When It Comes to Commenting in English About Puerto Rico Targeting Journalists, Governor Vázquez Stays Silent

Oct 10, 2019
2:26 PM

In this Jan. 16, 2018 file photo, then Puerto Rico Justice Secretary Wanda Vázquez answers reporters’ questions, in San Juan, Puerto Rico. Soon after, she became Governor of Puerto Rico. (AP Photo/Carlos Giusti, File)

We will be very clear here: ever since we published a Wednesday night story in English about how the Puerto Rico’s Department of Justice secretly secured a search warrant in 2017 targeting the social media pages of three student journalism outlets during their coverage of the university strikes, our team has been trying to get comments in English from the government of Puerto Rico and governor Wanda Vázquez.

We had legitimate questions about the warrant, since Vázquez was the Secretary of Justice when the search warrant was signed by a judge two years ago.

We wanted to ask the governor if she knew about the warrant, and how it was used to obtain the personal information of student journalists and followers of the respective sites.

We also wanted to ask the governor if she agreed that the very ambiguous warrant was a direct attack on press freedom, the Constitution of Puerto Rico and also the First Amendment (Vázquez is a supporter of statehood for Puerto Rico, so it’s a valid question).

Granted, the governor did talk to local press in Spanish on Wednesday, but so far, we have yet to see Vázquez give any comments in English, since last time we checked, we are an English-language outlet that covers news out of Puerto Rico, as well as other parts of the U.S. Latino and Latin American world.

On Wednesday, Vázquez’s initial comments in Spanish about this warrant lacked clarity. She noted that the warrant was not an attack on press freedom, but the explanation provided left so many other questions unanswered. Sure, we could translate what she said, but we also feel that it is important that we publish her quotes in the same language we asked the questions.

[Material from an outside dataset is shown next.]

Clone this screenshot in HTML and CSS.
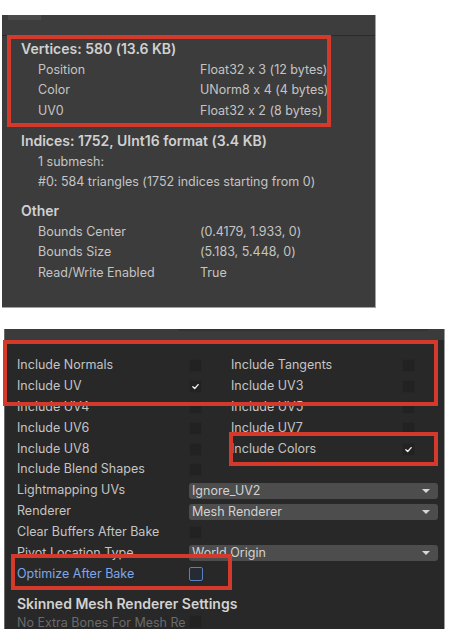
FILE: index.html
```html
<!DOCTYPE html>
<html>
<head>
<meta charset="utf-8">
<link rel="stylesheet" href="styles.css">
</head>
<body>
<section class="panel info">
  <div class="topbar"><div class="tab"></div></div>
  <div class="content">
    <div class="row head">Vertices: 580 (13.6 KB)</div>
    <div class="row kv"><span class="k">Position</span><span class="v">Float32 x 3 (12 bytes)</span></div>
    <div class="row kv"><span class="k">Color</span><span class="v">UNorm8 x 4 (4 bytes)</span></div>
    <div class="row kv"><span class="k">UV0</span><span class="v">Float32 x 2 (8 bytes)</span></div>
    <div class="row head gap">Indices: 1752, UInt16 format (3.4 KB)</div>
    <div class="row sub">1 submesh:</div>
    <div class="row sub">#0: 584 triangles (1752 indices starting from 0)</div>
    <div class="row head gap2">Other</div>
    <div class="row kv"><span class="k">Bounds Center</span><span class="v">(0.4179, 1.933, 0)</span></div>
    <div class="row kv"><span class="k">Bounds Size</span><span class="v">(5.183, 5.448, 0)</span></div>
    <div class="row kv"><span class="k">Read/Write Enabled</span><span class="v">True</span></div>
  </div>
  <div class="mark m1"></div>
</section>

<section class="panel settings">
  <div class="strip"><div class="striptab"></div></div>
  <div class="content2">
    <div class="grid4">
      <span class="lbl">Include Normals</span><span class="cb"></span><span class="lbl">Include Tangents</span><span class="cb"></span>
      <span class="lbl">Include UV</span><span class="cb on"><svg viewBox="0 0 14 14"><path d="M3.6 7.3 L6 9.6 L10.4 4.6"/></svg></span><span class="lbl">Include UV3</span><span class="cb"></span>
      <span class="lbl">Include UV4</span><span class="cb"></span><span class="lbl">Include UV5</span><span class="cb"></span>
      <span class="lbl">Include UV6</span><span class="cb"></span><span class="lbl">Include UV7</span><span class="cb"></span>
      <span class="lbl">Include UV8</span><span class="cb"></span><span class="lbl">Include Colors</span><span class="cb on"><svg viewBox="0 0 14 14"><path d="M3.6 7.3 L6 9.6 L10.4 4.6"/></svg></span>
      <span class="lbl">Include Blend Shapes</span><span class="cb"></span><span></span><span></span>
    </div>
    <div class="frow"><span class="lbl">Lightmapping UVs</span><div class="dd"><span>Ignore_UV2</span><i class="arrow"></i></div></div>
    <div class="frow"><span class="lbl">Renderer</span><div class="dd"><span>Mesh Renderer</span><i class="arrow"></i></div></div>
    <div class="frow"><span class="lbl">Clear Buffers After Bake</span><span class="cb"></span></div>
    <div class="frow"><span class="lbl">Pivot Location Type</span><div class="dd"><span>World Origin</span><i class="arrow"></i></div></div>
    <div class="frow focus"><span class="lbl">Optimize After Bake</span><span class="cb"></span></div>
    <div class="frow sect"><span class="shead">Skinned Mesh Renderer Settings</span></div>
    <div class="frow dim"><span class="lbl">No Extra Bones For Mesh Re</span><span class="cb"></span></div>
  </div>
  <div class="mark m2"></div>
  <div class="mark m3"></div>
  <div class="mark m4"></div>
</section>
</body>
</html>
```
FILE: styles.css
```css
html, body {
  margin: 0;
  padding: 0;
  background: #ffffff;
}
body {
  font-family: Inter, "Noto Sans", sans-serif;
  font-size: 12.5px;
  color: #c4c4c4;
  font-feature-settings: "calt" 0;
}
.panel {
  position: relative;
  box-sizing: border-box;
}
.info {
  margin: 15px 0 0 2px;
  width: 374px;
  height: 293px;
  background: #3c3c3c;
  border-right: 1px solid #a2a2a2;
  border-bottom: 1px solid #a2a2a2;
}
.topbar {
  height: 20px;
  border-bottom: 1px solid #2a2a2a;
  background: #3d3d3d;
  position: relative;
}
.tab {
  margin-left: 6px;
  width: 33px;
  height: 5px;
  background: #4a4a4a;
}
.content {
  padding: 3px 0 0 19px;
}
.row {
  height: 20.7px;
  line-height: 20.7px;
  white-space: nowrap;
}
.head {
  font-weight: 600;
  color: #d0d0d0;
  font-size: 14px;
}
.gap { margin-top: 9.3px; }
.gap2 { margin-top: 7.9px; }
.kv {
  display: grid;
  grid-template-columns: 162px 1fr;
  padding-left: 17px;
}
.sub { padding-left: 17px; }
.mark {
  position: absolute;
  box-sizing: border-box;
  border: 4px solid #d33a2c;
}
.m1 { left: 5px; top: 20px; width: 324px; height: 92px; }

.settings {
  margin: 21px 0 0 4px;
  width: 441px;
  height: 300px;
  background: #282828;
  border-right: 1px solid #9a9a9a;
  border-left: 1px solid #6a6a6a;
}
.strip {
  height: 11px;
  background: #3b3b3b;
  position: relative;
}
.striptab {
  margin-left: 173px;
  width: 250px;
  height: 2px;
  background: #333333;
}
.content2 {
  padding: 15px 0 0 12px;
}
.grid4 {
  display: grid;
  grid-template-columns: 172px 42px 171px 14px;
  grid-auto-rows: 20.9px;
  align-items: center;
}
.lbl {
  line-height: 20.9px;
  white-space: nowrap;
}
.cb {
  width: 13px;
  height: 13px;
  box-sizing: border-box;
  background: #222222;
  border: 1px solid #262626;
  border-radius: 2px;
  display: flex;
  align-items: center;
  justify-content: center;
}
.cb svg {
  width: 13px;
  height: 13px;
  fill: none;
  stroke: #f0f0f0;
  stroke-width: 1.7;
  stroke-linecap: round;
  stroke-linejoin: round;
}
.frow {
  display: grid;
  grid-template-columns: 172px 249px;
  height: 20.9px;
  align-items: center;
}
.frow .cb { justify-self: start; }
.dd {
  height: 16px;
  background: #4d4d4d;
  border-radius: 3px;
  display: flex;
  align-items: center;
  justify-content: space-between;
  padding: 0 8px 0 3px;
  color: #d2d2d2;
  line-height: 16px;
}
.arrow {
  width: 0;
  height: 0;
  border-left: 4px solid transparent;
  border-right: 4px solid transparent;
  border-top: 4px solid #d8d8d8;
}
.focus .lbl { color: #7ea6e8; }
.focus .cb {
  border: 1.5px solid #5a7fc2;
  background: #252a33;
  width: 14px;
  height: 14px;
}
.sect {
  margin-top: 7.8px;
}
.shead {
  font-weight: 600;
  font-size: 14px;
  color: #d2d2d2;
  white-space: nowrap;
}
.dim {
  height: 15px;
  align-items: start;
}
.dim .lbl {
  color: #6a6a6a;
  line-height: 15px;
  padding-top: 1.5px;
}
.dim .cb { margin-top: 2px; }
.m2 { left: -2px; top: 11px; width: 435px; height: 66px; }
.m3 { left: 224px; top: 103px; width: 209px; height: 34px; }
.m4 { left: 6px; top: 225px; width: 221px; height: 36px; }
```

So, on Wednesday night, our founder sent an email to Fortaleza’s press team.

No reply.

He followed up on Thursday morning with the same request.

No reply.

He did it again later on Thursday.

Still no reply.

He even made a phone call with one press officer and left a voice mail. Still no answer. Another phone call to another press officer didn’t even give the option of leaving a message.

More than 12 hours (and counting) have passed now and Latino Rebels has gotten no response at all from anyone at Fortaleza. Not even a “we got your emails and messages.”

The question is why?

This is not complicated. Our questions are pretty simple and relevant. The department that the current governor of Puerto Rico once led had issued a warrant to target the work of journalists when she was the department’s secretary. What was the alleged crime against these outlets? Why issue a search warrant? What evidence did the Department of Justice have against student journalists that it resulted in a warrant?

We think the governor has an obligation to answer these questions. Not just in Spanish too. Last time we checked, the interest for news out of Puerto Rico outside of the local media space has never been stronger.

The government of Puerto Rico always shares official statements in English, although ever since the Ricardo Rosselló administration was no longer, the amount of English statements and answers from Fortaleza have decreased, and if we are really honest about it, its team does very little to reply to journalists like us these days.

So instead of actually being treated like journalists, we are being ignored, but if the current governor of Puerto Rico thinks we will just walk away from this, we will be clear—we will keep asking these questions to get her on record.

Just a few weeks ago, Fortaleza had agreed to an interview with us and Vázquez. We followed up and nothing has happened. Now, it doesn’t want to answer our requests.

That’s not a democracy, and we won’t stay silent.